> [GIVEN REQUEST]
Return the listing below verbatim. Pictures do not belong in the copy.
·····
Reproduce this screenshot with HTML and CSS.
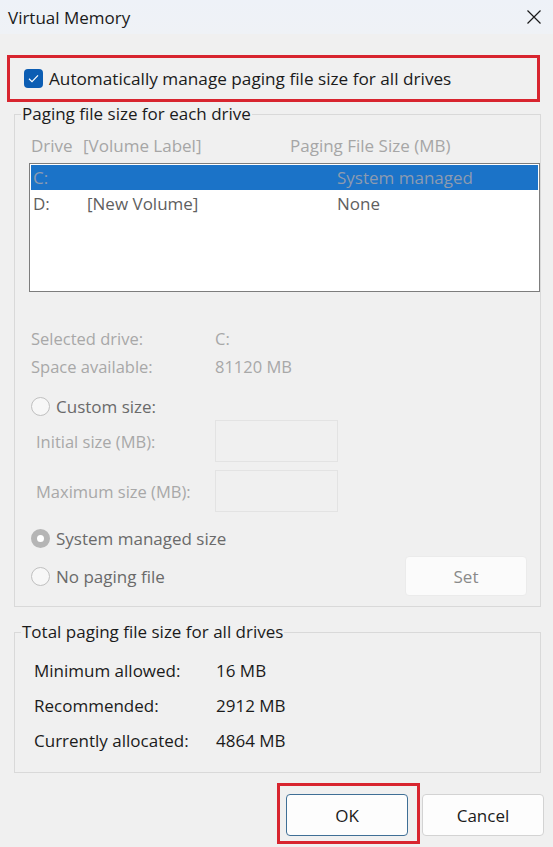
FILE: index.html
```html
<!DOCTYPE html>
<html>
<head>
<meta charset="utf-8">
<link rel="stylesheet" href="styles.css">
</head>
<body>
<div class="dialog">
  <div class="titlebar">
    <span class="title">Virtual Memory</span>
    <svg class="close" width="14" height="14" viewBox="0 0 14 14"><path d="M0.5 0.5 L13.5 13.5 M13.5 0.5 L0.5 13.5" stroke="#1a1a1a" stroke-width="1.2" fill="none"/></svg>
  </div>

  <div class="auto-box">
    <span class="checkbox"><svg width="19" height="19" viewBox="0 0 19 19"><path d="M5 9.8 L8 12.6 L14 6.4" stroke="#ffffff" stroke-width="1.2" fill="none"/></svg></span>
    <span class="auto-label">Automatically manage paging file size for all drives</span>
  </div>

  <fieldset class="group group-drives">
    <legend>Paging file size for each drive</legend>
    <div class="list-header">
      <span class="col-drive">Drive</span>
      <span class="col-label">[Volume Label]</span>
      <span class="col-size">Paging File Size (MB)</span>
    </div>
    <div class="listbox">
      <div class="row selected">
        <span class="col-drive">C:</span>
        <span class="col-label"></span>
        <span class="col-size">System managed</span>
      </div>
      <div class="row">
        <span class="col-drive">D:</span>
        <span class="col-label">[New Volume]</span>
        <span class="col-size">None</span>
      </div>
    </div>

    <div class="info">
      <div class="info-row"><span class="info-key">Selected drive:</span><span>C:</span></div>
      <div class="info-row"><span class="info-key">Space available:</span><span>81120 MB</span></div>
    </div>

    <div class="radio-row radio-custom"><span class="radio"></span><span class="radio-text">Custom size:</span></div>
    <div class="field-row field-initial"><span class="field-label">Initial size (MB):</span><span class="field-input"></span></div>
    <div class="field-row field-max"><span class="field-label">Maximum size (MB):</span><span class="field-input"></span></div>
    <div class="radio-row radio-system"><span class="radio checked"></span><span class="radio-text">System managed size</span></div>
    <div class="radio-row radio-none">
      <span class="radio"></span><span class="radio-text">No paging file</span>
      <span class="set-btn">Set</span>
    </div>
  </fieldset>

  <fieldset class="group group-total">
    <legend>Total paging file size for all drives</legend>
    <div class="total-row"><span class="total-key">Minimum allowed:</span><span>16 MB</span></div>
    <div class="total-row"><span class="total-key">Recommended:</span><span>2912 MB</span></div>
    <div class="total-row"><span class="total-key">Currently allocated:</span><span>4864 MB</span></div>
  </fieldset>

  <div class="buttons">
    <div class="ok-highlight"><span class="btn btn-ok">OK</span></div>
    <span class="btn btn-cancel">Cancel</span>
  </div>
</div>
</body>
</html>
```

FILE: styles.css
```css
html, body {
  margin: 0;
  padding: 0;
}
body {
  background: #f0f0f0;
  font-family: "Open Sans", "Noto Sans", sans-serif;
  color: #1b1b1b;
  width: 553px;
  height: 847px;
  overflow: hidden;
}
.dialog {
  width: 553px;
  height: 847px;
  display: flex;
  flex-direction: column;
}
.titlebar {
  height: 34px;
  padding: 0 12px 0 8px;
  display: flex;
  align-items: center;
  justify-content: space-between;
  background: linear-gradient(#eef2f8, #eff2f6);
}
.title {
  font-size: 17px;
  color: #1a1a1a;
}
.close {
  display: block;
}

.auto-box {
  margin: 21px 13px 0 7px;
  height: 41px;
  border: 3px solid #d8252f;
  display: flex;
  align-items: center;
  padding-left: 14px;
  gap: 6px;
}
.checkbox {
  width: 19px;
  height: 19px;
  border-radius: 4px;
  background: #0c5db3;
  display: block;
}
.checkbox svg { display: block; }
.auto-label {
  font-size: 17.2px;
  color: #1b1b1b;
}

.group {
  margin: 0 12px 0 14px;
  padding: 0;
  border: 1px solid #d9d9d9;
  min-width: 0;
}
.group legend {
  font-size: 17px;
  line-height: 20px;
  padding: 0 1px;
  margin-left: 6px;
  color: #1b1b1b;
}
.group-drives {
  margin-top: 2px;
  padding-bottom: 10px;
}

.list-header {
  margin-top: 12px;
  height: 20px;
  line-height: 20px;
  display: flex;
  padding-left: 16px;
  font-size: 17px;
  color: #a6a6a6;
}
.list-header .col-drive { width: 52px; }
.list-header .col-label { width: 207px; }

.listbox {
  margin: 7px 0 0 14px;
  height: 127px;
  border: 1px solid #7d7d7d;
  background: #ffffff;
  font-size: 17px;
}
.row {
  display: flex;
  padding-left: 3px;
  height: 28px;
  line-height: 28px;
  color: #5f5f5f;
}
.row.selected {
  margin: 1px 1px 0 1px;
  height: 25px;
  line-height: 25px;
  padding-left: 2px;
  background: #1b73c8;
  color: #8d9bb0;
}
.row .col-drive { width: 54px; }
.row .col-label { width: 250px; }

.info {
  margin-top: 33px;
  font-size: 16.5px;
  color: #a8a8a8;
}
.info-row {
  display: flex;
  height: 28px;
  line-height: 28px;
  padding-left: 16px;
}
.info-key { width: 184px; }

.radio-row {
  display: flex;
  align-items: center;
  padding-left: 16px;
  font-size: 17px;
  color: #6a6a6a;
}
.radio {
  width: 17px;
  height: 17px;
  border: 1px solid #c0c0c0;
  border-radius: 50%;
  background: #f7f7f7;
  box-sizing: content-box;
  margin-right: 6px;
  flex: none;
}
.radio.checked {
  width: 7px;
  height: 7px;
  border: 6px solid #b5b5b5;
  background: #ffffff;
}
.radio-custom {
  margin-top: 11px;
  height: 28px;
}
.field-row {
  display: flex;
  align-items: center;
  height: 42px;
  padding-left: 21px;
  font-size: 16.5px;
  color: #a8a8a8;
}
.field-label { width: 179px; }
.field-input {
  width: 121px;
  height: 40px;
  border: 1px solid #e3e3e3;
  background: #f0f0f0;
}
.field-max { margin-top: 8px; }
.radio-system {
  margin-top: 12px;
  height: 28px;
}
.radio-none {
  margin-top: 4px;
  height: 40px;
  padding-right: 13px;
}
.set-btn {
  margin-left: auto;
  width: 120px;
  height: 38px;
  border: 1px solid #ebebeb;
  border-radius: 4px;
  background: #fbfbfb;
  display: flex;
  align-items: center;
  justify-content: center;
  color: #8a8a8a;
  font-size: 17px;
}

.group-total {
  margin-top: 15px;
  padding-top: 11px;
  padding-bottom: 14px;
}
.total-row {
  display: flex;
  height: 35px;
  line-height: 35px;
  padding-left: 19px;
  font-size: 17px;
  color: #1b1b1b;
}
.total-key { width: 182px; }

.buttons {
  margin-top: 10px;
  display: flex;
  justify-content: flex-end;
  align-items: flex-start;
  padding-right: 9px;
  gap: 2px;
}
.ok-highlight {
  border: 3px solid #d8252f;
  padding: 8px 9px 5px 6px;
}
.btn {
  width: 120px;
  height: 40px;
  border: 1px solid #d3d3d3;
  border-radius: 4px;
  background: #fdfdfd;
  display: flex;
  align-items: center;
  justify-content: center;
  font-size: 17px;
  color: #1b1b1b;
}
.btn-ok {
  border-color: #3f6f96;
}
.btn-cancel {
  margin-top: 11px;
}
```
·····
> [SOLUTION TO THE PROBLEM]
Reproduce this screenshot with HTML and CSS.
FILE: index.html
```html
<!DOCTYPE html>
<html>
<head>
<meta charset="utf-8">
<link rel="stylesheet" href="styles.css">
</head>
<body>
<div class="dialog">
  <div class="titlebar">
    <span class="title">Virtual Memory</span>
    <svg class="close" width="14" height="14" viewBox="0 0 14 14"><path d="M0.5 0.5 L13.5 13.5 M13.5 0.5 L0.5 13.5" stroke="#1a1a1a" stroke-width="1.2" fill="none"/></svg>
  </div>

  <div class="auto-box">
    <span class="checkbox"><svg width="19" height="19" viewBox="0 0 19 19"><path d="M5 9.8 L8 12.6 L14 6.4" stroke="#ffffff" stroke-width="1.2" fill="none"/></svg></span>
    <span class="auto-label">Automatically manage paging file size for all drives</span>
  </div>

  <fieldset class="group group-drives">
    <legend>Paging file size for each drive</legend>
    <div class="list-header">
      <span class="col-drive">Drive</span>
      <span class="col-label">[Volume Label]</span>
      <span class="col-size">Paging File Size (MB)</span>
    </div>
    <div class="listbox">
      <div class="row selected">
        <span class="col-drive">C:</span>
        <span class="col-label"></span>
        <span class="col-size">System managed</span>
      </div>
      <div class="row">
        <span class="col-drive">D:</span>
        <span class="col-label">[New Volume]</span>
        <span class="col-size">None</span>
      </div>
    </div>

    <div class="info">
      <div class="info-row"><span class="info-key">Selected drive:</span><span>C:</span></div>
      <div class="info-row"><span class="info-key">Space available:</span><span>81120 MB</span></div>
    </div>

    <div class="radio-row radio-custom"><span class="radio"></span><span class="radio-text">Custom size:</span></div>
    <div class="field-row field-initial"><span class="field-label">Initial size (MB):</span><span class="field-input"></span></div>
    <div class="field-row field-max"><span class="field-label">Maximum size (MB):</span><span class="field-input"></span></div>
    <div class="radio-row radio-system"><span class="radio checked"></span><span class="radio-text">System managed size</span></div>
    <div class="radio-row radio-none">
      <span class="radio"></span><span class="radio-text">No paging file</span>
      <span class="set-btn">Set</span>
    </div>
  </fieldset>

  <fieldset class="group group-total">
    <legend>Total paging file size for all drives</legend>
    <div class="total-row"><span class="total-key">Minimum allowed:</span><span>16 MB</span></div>
    <div class="total-row"><span class="total-key">Recommended:</span><span>2912 MB</span></div>
    <div class="total-row"><span class="total-key">Currently allocated:</span><span>4864 MB</span></div>
  </fieldset>

  <div class="buttons">
    <div class="ok-highlight"><span class="btn btn-ok">OK</span></div>
    <span class="btn btn-cancel">Cancel</span>
  </div>
</div>
</body>
</html>
```

FILE: styles.css
```css
html, body {
  margin: 0;
  padding: 0;
}
body {
  background: #f0f0f0;
  font-family: "Open Sans", "Noto Sans", sans-serif;
  color: #1b1b1b;
  width: 553px;
  height: 847px;
  overflow: hidden;
}
.dialog {
  width: 553px;
  height: 847px;
  display: flex;
  flex-direction: column;
}
.titlebar {
  height: 34px;
  padding: 0 12px 0 8px;
  display: flex;
  align-items: center;
  justify-content: space-between;
  background: linear-gradient(#eef2f8, #eff2f6);
}
.title {
  font-size: 17px;
  color: #1a1a1a;
}
.close {
  display: block;
}

.auto-box {
  margin: 21px 13px 0 7px;
  height: 41px;
  border: 3px solid #d8252f;
  display: flex;
  align-items: center;
  padding-left: 14px;
  gap: 6px;
}
.checkbox {
  width: 19px;
  height: 19px;
  border-radius: 4px;
  background: #0c5db3;
  display: block;
}
.checkbox svg { display: block; }
.auto-label {
  font-size: 17.2px;
  color: #1b1b1b;
}

.group {
  margin: 0 12px 0 14px;
  padding: 0;
  border: 1px solid #d9d9d9;
  min-width: 0;
}
.group legend {
  font-size: 17px;
  line-height: 20px;
  padding: 0 1px;
  margin-left: 6px;
  color: #1b1b1b;
}
.group-drives {
  margin-top: 2px;
  padding-bottom: 10px;
}

.list-header {
  margin-top: 12px;
  height: 20px;
  line-height: 20px;
  display: flex;
  padding-left: 16px;
  font-size: 17px;
  color: #a6a6a6;
}
.list-header .col-drive { width: 52px; }
.list-header .col-label { width: 207px; }

.listbox {
  margin: 7px 0 0 14px;
  height: 127px;
  border: 1px solid #7d7d7d;
  background: #ffffff;
  font-size: 17px;
}
.row {
  display: flex;
  padding-left: 3px;
  height: 28px;
  line-height: 28px;
  color: #5f5f5f;
}
.row.selected {
  margin: 1px 1px 0 1px;
  height: 25px;
  line-height: 25px;
  padding-left: 2px;
  background: #1b73c8;
  color: #8d9bb0;
}
.row .col-drive { width: 54px; }
.row .col-label { width: 250px; }

.info {
  margin-top: 33px;
  font-size: 16.5px;
  color: #a8a8a8;
}
.info-row {
  display: flex;
  height: 28px;
  line-height: 28px;
  padding-left: 16px;
}
.info-key { width: 184px; }

.radio-row {
  display: flex;
  align-items: center;
  padding-left: 16px;
  font-size: 17px;
  color: #6a6a6a;
}
.radio {
  width: 17px;
  height: 17px;
  border: 1px solid #c0c0c0;
  border-radius: 50%;
  background: #f7f7f7;
  box-sizing: content-box;
  margin-right: 6px;
  flex: none;
}
.radio.checked {
  width: 7px;
  height: 7px;
  border: 6px solid #b5b5b5;
  background: #ffffff;
}
.radio-custom {
  margin-top: 11px;
  height: 28px;
}
.field-row {
  display: flex;
  align-items: center;
  height: 42px;
  padding-left: 21px;
  font-size: 16.5px;
  color: #a8a8a8;
}
.field-label { width: 179px; }
.field-input {
  width: 121px;
  height: 40px;
  border: 1px solid #e3e3e3;
  background: #f0f0f0;
}
.field-max { margin-top: 8px; }
.radio-system {
  margin-top: 12px;
  height: 28px;
}
.radio-none {
  margin-top: 4px;
  height: 40px;
  padding-right: 13px;
}
.set-btn {
  margin-left: auto;
  width: 120px;
  height: 38px;
  border: 1px solid #ebebeb;
  border-radius: 4px;
  background: #fbfbfb;
  display: flex;
  align-items: center;
  justify-content: center;
  color: #8a8a8a;
  font-size: 17px;
}

.group-total {
  margin-top: 15px;
  padding-top: 11px;
  padding-bottom: 14px;
}
.total-row {
  display: flex;
  height: 35px;
  line-height: 35px;
  padding-left: 19px;
  font-size: 17px;
  color: #1b1b1b;
}
.total-key { width: 182px; }

.buttons {
  margin-top: 10px;
  display: flex;
  justify-content: flex-end;
  align-items: flex-start;
  padding-right: 9px;
  gap: 2px;
}
.ok-highlight {
  border: 3px solid #d8252f;
  padding: 8px 9px 5px 6px;
}
.btn {
  width: 120px;
  height: 40px;
  border: 1px solid #d3d3d3;
  border-radius: 4px;
  background: #fdfdfd;
  display: flex;
  align-items: center;
  justify-content: center;
  font-size: 17px;
  color: #1b1b1b;
}
.btn-ok {
  border-color: #3f6f96;
}
.btn-cancel {
  margin-top: 11px;
}
```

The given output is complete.